## Required work
Copy out every line containing the word "index".

## Dataset
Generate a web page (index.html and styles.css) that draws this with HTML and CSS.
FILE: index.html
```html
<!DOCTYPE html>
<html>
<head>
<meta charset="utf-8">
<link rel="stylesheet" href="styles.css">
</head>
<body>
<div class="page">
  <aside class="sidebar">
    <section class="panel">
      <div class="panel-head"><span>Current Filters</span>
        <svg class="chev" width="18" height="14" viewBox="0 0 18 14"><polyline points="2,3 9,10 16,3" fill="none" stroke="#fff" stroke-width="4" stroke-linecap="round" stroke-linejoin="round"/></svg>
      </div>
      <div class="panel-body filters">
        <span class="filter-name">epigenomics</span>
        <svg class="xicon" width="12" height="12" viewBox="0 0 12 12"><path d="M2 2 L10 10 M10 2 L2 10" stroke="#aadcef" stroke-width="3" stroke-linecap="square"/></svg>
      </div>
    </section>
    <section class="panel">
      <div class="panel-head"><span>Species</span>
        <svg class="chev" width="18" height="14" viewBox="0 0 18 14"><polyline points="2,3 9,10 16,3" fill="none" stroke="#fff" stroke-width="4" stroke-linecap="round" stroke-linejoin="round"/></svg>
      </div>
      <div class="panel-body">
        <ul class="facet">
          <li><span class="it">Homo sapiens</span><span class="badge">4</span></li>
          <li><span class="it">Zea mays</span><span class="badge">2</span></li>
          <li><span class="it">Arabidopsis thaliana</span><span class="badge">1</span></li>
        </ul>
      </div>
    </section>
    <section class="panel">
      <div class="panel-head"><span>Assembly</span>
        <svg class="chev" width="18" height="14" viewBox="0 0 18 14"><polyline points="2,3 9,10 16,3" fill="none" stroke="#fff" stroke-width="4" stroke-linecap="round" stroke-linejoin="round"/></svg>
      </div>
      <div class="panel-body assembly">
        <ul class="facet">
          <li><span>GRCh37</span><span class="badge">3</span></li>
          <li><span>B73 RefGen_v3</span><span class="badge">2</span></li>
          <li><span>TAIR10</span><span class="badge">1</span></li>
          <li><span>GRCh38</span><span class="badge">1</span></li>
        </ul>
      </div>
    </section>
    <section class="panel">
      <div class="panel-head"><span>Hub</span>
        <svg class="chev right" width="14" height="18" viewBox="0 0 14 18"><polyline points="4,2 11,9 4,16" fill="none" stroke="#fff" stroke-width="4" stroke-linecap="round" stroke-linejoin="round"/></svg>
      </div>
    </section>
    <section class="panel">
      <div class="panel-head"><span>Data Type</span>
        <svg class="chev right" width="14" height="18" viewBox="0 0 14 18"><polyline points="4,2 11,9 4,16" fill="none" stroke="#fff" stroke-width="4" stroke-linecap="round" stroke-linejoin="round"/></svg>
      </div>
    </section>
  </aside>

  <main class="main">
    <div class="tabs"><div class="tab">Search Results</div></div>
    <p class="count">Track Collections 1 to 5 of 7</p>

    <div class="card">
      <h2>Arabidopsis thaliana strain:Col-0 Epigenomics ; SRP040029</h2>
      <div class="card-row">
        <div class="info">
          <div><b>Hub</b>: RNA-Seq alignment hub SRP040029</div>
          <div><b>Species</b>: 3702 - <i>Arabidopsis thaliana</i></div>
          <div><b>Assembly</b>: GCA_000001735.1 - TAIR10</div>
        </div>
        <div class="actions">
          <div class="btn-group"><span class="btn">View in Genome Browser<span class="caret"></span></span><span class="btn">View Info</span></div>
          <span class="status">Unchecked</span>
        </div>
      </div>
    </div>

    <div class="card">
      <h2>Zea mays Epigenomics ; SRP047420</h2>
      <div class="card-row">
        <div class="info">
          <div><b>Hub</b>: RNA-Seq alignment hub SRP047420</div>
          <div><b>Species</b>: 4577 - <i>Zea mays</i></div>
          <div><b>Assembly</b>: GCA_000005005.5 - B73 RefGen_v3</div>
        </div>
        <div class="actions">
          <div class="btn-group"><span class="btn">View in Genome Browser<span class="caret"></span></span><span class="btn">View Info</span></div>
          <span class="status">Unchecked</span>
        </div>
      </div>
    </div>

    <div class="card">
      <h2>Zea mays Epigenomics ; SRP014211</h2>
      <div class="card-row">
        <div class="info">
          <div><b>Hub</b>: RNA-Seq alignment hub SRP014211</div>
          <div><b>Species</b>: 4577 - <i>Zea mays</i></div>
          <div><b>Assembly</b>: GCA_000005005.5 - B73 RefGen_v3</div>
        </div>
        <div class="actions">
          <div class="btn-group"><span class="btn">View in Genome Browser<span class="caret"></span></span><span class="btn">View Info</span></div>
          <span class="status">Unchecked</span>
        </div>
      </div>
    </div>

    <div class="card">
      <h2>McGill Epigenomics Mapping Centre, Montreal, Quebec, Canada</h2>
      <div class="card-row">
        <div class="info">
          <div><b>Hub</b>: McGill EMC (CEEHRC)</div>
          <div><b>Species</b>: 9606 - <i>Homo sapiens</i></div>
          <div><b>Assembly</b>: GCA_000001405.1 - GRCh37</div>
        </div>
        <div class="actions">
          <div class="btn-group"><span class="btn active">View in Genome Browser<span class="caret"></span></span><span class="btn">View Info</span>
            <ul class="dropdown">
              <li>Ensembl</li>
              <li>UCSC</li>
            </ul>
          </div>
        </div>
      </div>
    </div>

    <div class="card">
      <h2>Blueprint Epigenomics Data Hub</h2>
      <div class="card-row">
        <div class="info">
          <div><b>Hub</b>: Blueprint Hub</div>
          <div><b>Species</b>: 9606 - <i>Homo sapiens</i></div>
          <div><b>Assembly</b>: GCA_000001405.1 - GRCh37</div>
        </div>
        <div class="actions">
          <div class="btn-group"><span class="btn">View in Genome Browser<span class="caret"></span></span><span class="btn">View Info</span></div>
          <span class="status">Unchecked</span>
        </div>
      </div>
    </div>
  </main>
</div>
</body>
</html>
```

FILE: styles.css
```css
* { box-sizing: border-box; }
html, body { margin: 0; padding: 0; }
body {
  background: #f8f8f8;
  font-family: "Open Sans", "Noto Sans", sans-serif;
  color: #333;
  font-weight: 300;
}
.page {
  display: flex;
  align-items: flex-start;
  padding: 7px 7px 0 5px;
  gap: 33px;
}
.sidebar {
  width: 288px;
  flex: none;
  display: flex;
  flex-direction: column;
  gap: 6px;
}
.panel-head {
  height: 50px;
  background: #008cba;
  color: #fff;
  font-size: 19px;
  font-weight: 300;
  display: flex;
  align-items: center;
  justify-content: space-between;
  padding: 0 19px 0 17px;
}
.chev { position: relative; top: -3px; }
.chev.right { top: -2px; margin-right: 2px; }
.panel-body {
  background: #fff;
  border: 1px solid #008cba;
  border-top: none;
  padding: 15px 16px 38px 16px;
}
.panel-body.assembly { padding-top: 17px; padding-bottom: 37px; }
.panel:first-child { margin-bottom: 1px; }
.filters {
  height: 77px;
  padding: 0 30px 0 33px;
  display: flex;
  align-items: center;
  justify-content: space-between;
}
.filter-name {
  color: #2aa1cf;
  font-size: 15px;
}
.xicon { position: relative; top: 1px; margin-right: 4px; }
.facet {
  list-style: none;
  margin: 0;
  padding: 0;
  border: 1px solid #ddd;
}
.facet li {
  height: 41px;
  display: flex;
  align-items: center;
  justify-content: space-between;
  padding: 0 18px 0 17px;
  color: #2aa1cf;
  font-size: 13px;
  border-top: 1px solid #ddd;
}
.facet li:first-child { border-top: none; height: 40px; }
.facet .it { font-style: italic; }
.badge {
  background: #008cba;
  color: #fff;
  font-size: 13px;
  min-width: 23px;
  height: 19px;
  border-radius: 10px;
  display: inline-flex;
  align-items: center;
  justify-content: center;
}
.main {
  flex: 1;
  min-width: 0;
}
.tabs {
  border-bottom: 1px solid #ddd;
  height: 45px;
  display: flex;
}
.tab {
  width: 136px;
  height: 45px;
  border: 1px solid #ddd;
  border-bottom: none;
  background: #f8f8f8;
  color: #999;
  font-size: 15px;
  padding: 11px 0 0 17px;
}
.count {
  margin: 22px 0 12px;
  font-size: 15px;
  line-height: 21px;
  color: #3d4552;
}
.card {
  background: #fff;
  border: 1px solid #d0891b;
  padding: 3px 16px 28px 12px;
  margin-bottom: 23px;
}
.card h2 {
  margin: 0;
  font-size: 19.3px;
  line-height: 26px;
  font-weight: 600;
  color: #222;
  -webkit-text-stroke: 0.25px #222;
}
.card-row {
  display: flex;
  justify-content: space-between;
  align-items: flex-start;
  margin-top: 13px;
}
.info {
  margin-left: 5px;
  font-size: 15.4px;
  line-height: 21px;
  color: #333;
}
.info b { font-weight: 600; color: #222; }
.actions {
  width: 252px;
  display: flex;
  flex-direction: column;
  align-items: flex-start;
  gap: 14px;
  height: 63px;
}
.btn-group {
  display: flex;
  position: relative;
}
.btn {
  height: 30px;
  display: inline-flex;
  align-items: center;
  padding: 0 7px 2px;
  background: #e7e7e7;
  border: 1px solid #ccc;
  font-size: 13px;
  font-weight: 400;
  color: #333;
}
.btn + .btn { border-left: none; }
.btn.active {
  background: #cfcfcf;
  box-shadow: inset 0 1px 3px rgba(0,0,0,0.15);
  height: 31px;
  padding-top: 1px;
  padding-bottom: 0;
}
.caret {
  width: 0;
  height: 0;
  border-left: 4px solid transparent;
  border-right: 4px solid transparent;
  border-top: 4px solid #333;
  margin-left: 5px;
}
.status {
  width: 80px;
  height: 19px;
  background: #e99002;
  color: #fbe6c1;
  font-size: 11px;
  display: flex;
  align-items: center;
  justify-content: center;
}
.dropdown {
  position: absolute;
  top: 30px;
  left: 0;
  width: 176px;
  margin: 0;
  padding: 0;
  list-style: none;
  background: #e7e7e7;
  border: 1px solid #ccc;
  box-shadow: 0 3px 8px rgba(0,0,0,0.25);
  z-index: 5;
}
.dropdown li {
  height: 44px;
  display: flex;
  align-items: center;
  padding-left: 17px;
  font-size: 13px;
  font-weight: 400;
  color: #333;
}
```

--

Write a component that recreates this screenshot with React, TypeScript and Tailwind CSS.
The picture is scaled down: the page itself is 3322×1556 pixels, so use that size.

--

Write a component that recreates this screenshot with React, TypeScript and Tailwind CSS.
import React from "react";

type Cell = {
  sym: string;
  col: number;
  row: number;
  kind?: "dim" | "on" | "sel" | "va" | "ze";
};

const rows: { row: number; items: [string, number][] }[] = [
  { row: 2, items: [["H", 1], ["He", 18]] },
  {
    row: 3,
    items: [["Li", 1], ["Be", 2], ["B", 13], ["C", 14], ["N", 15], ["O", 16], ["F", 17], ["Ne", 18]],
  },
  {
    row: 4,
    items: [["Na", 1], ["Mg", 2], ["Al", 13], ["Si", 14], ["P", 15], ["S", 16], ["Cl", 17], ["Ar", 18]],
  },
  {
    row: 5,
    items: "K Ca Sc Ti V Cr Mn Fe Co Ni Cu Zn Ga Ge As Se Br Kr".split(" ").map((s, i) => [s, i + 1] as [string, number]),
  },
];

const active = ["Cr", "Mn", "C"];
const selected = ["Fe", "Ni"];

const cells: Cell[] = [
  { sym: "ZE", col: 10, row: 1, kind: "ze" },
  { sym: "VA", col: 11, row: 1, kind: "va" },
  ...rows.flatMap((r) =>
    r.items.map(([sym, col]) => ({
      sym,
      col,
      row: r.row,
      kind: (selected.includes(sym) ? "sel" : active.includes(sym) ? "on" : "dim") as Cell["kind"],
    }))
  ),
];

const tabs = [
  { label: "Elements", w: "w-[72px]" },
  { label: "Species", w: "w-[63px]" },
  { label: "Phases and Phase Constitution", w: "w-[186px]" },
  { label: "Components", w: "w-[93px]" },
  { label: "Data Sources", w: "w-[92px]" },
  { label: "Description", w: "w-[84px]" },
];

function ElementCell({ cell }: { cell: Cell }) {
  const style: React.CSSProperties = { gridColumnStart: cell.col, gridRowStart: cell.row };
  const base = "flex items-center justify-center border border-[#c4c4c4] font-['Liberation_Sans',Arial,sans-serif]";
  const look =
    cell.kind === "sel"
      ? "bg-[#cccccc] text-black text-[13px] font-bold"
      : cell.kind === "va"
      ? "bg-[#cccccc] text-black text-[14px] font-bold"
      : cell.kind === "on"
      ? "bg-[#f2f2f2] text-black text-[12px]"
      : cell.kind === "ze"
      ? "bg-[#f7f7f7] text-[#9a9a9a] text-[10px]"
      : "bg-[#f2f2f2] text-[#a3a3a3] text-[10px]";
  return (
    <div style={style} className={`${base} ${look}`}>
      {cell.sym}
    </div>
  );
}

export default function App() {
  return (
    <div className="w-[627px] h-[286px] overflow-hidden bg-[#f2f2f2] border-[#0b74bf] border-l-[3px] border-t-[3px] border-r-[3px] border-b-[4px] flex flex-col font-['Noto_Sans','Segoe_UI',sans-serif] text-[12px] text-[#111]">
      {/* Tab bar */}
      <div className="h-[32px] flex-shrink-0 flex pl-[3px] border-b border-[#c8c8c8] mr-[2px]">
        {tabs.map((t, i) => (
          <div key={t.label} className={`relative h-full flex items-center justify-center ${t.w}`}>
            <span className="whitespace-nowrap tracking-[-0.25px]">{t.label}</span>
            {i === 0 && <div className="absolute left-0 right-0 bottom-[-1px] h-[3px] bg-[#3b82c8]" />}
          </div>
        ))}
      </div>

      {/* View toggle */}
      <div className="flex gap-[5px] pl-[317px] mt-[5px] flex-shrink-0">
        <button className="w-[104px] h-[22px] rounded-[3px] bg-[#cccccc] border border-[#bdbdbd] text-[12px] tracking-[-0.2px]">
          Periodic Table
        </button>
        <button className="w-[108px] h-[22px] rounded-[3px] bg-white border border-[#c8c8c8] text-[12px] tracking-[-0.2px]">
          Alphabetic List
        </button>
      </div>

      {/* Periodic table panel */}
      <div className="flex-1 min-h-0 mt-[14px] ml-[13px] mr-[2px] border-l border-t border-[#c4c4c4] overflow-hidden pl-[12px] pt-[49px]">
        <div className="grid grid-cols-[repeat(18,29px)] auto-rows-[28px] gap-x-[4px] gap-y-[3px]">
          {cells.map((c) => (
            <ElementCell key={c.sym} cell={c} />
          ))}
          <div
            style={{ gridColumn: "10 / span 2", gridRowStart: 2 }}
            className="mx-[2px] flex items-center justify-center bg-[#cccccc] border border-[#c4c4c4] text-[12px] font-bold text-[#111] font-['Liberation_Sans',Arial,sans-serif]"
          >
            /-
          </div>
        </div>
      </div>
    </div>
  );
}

## Solution to the exercise
Generate a web page (index.html and styles.css) that draws this with HTML and CSS.
FILE: index.html
  z-index: 5;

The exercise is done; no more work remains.